(Do this): Find each line with the word "index" and copy it.

(Supplied material):
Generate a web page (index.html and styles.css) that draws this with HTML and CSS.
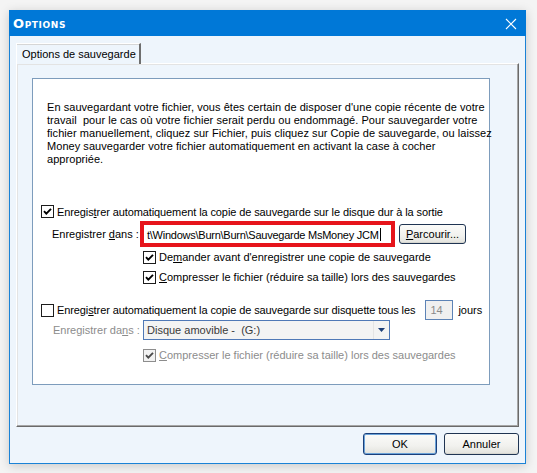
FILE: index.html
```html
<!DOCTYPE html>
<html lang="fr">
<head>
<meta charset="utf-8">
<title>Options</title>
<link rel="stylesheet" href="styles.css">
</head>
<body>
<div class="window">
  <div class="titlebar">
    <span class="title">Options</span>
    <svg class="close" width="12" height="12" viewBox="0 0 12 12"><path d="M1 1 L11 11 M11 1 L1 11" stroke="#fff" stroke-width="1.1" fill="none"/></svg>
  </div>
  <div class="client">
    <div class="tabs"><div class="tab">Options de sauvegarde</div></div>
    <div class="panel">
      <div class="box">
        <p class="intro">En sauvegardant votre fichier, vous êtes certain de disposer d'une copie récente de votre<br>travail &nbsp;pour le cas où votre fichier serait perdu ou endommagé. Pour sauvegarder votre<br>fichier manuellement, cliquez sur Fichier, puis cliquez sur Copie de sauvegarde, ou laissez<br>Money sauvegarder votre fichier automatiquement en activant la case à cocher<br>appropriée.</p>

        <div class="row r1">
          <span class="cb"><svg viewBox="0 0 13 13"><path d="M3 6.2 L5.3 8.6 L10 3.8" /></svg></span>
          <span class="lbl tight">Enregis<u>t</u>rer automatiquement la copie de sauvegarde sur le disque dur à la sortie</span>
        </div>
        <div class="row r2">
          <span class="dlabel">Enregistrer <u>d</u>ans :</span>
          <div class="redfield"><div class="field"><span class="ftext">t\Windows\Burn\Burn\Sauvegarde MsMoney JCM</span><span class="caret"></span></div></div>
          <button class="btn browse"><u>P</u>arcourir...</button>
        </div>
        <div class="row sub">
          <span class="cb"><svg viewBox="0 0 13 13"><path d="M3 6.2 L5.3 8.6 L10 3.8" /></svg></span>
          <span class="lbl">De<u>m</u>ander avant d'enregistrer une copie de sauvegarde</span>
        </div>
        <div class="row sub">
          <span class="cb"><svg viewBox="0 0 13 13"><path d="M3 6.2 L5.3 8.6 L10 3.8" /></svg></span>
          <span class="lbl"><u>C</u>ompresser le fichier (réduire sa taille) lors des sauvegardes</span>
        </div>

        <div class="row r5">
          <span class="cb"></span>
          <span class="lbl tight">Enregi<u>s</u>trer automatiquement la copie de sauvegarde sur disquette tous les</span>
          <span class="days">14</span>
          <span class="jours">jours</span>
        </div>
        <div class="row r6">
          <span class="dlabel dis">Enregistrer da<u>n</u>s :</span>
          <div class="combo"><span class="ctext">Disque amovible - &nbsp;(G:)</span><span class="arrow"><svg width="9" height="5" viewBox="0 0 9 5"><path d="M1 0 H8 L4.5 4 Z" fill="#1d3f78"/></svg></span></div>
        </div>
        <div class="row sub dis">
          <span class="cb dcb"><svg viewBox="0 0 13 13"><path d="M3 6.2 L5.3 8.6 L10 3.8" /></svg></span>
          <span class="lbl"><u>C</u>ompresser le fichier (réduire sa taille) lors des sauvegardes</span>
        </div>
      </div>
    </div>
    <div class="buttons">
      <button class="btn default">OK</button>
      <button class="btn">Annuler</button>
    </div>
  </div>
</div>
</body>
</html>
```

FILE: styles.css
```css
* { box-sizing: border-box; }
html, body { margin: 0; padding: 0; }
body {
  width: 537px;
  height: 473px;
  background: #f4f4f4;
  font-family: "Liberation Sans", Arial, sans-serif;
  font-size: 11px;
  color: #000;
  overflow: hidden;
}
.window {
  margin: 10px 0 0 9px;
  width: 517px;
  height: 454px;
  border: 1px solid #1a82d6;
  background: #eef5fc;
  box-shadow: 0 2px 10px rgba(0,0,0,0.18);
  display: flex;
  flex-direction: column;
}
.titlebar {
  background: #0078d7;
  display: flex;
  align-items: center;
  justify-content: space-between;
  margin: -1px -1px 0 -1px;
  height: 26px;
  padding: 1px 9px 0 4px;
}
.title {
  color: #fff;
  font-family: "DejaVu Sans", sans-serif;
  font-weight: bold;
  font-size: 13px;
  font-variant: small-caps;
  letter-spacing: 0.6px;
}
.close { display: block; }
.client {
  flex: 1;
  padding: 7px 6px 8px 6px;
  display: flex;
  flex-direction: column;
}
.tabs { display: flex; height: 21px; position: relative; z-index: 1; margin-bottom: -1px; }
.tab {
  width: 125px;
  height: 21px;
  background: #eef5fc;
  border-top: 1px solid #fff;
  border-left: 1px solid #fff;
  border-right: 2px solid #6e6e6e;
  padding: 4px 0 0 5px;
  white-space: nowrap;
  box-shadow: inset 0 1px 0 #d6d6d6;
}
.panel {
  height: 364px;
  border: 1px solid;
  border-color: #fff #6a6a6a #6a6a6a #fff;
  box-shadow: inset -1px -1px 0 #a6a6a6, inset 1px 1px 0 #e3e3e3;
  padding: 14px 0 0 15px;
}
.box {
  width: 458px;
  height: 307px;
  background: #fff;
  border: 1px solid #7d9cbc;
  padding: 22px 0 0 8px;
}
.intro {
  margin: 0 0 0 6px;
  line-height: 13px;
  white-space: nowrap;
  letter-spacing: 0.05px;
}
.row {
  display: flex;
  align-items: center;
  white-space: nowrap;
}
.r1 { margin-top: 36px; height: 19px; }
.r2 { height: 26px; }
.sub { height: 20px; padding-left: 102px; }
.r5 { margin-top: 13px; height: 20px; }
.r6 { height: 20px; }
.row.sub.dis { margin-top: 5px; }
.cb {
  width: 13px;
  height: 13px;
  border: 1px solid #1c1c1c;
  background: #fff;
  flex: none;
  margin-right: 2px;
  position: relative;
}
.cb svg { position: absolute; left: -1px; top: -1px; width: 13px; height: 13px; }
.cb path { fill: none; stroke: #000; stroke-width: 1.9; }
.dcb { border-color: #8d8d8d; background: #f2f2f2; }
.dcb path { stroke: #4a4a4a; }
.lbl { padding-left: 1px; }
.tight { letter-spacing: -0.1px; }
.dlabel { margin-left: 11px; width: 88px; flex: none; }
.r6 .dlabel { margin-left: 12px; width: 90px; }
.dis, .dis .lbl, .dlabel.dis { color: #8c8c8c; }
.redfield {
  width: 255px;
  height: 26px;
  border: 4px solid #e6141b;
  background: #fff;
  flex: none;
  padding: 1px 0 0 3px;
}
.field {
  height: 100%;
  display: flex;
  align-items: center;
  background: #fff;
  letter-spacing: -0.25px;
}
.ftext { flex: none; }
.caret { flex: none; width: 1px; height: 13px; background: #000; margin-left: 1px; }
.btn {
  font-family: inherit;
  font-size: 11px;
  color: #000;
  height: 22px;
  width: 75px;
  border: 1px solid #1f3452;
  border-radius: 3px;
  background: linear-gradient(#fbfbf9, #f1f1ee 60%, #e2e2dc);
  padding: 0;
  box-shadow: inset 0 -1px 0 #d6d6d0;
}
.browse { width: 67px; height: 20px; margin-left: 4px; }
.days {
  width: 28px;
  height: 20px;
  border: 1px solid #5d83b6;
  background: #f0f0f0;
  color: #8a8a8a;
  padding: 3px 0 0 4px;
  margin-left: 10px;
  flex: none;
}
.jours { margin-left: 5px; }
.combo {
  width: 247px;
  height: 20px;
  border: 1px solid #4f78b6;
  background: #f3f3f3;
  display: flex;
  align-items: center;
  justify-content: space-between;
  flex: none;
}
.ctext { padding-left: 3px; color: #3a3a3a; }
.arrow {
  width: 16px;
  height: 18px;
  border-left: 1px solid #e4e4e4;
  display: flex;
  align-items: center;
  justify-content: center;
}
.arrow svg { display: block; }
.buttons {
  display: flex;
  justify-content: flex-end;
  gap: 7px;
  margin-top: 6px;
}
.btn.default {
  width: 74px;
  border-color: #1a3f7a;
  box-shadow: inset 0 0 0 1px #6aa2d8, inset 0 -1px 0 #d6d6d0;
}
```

(Finished answer):
Generate a web page (index.html and styles.css) that draws this with HTML and CSS.
FILE: index.html
.tabs { display: flex; height: 21px; position: relative; z-index: 1; margin-bottom: -1px; }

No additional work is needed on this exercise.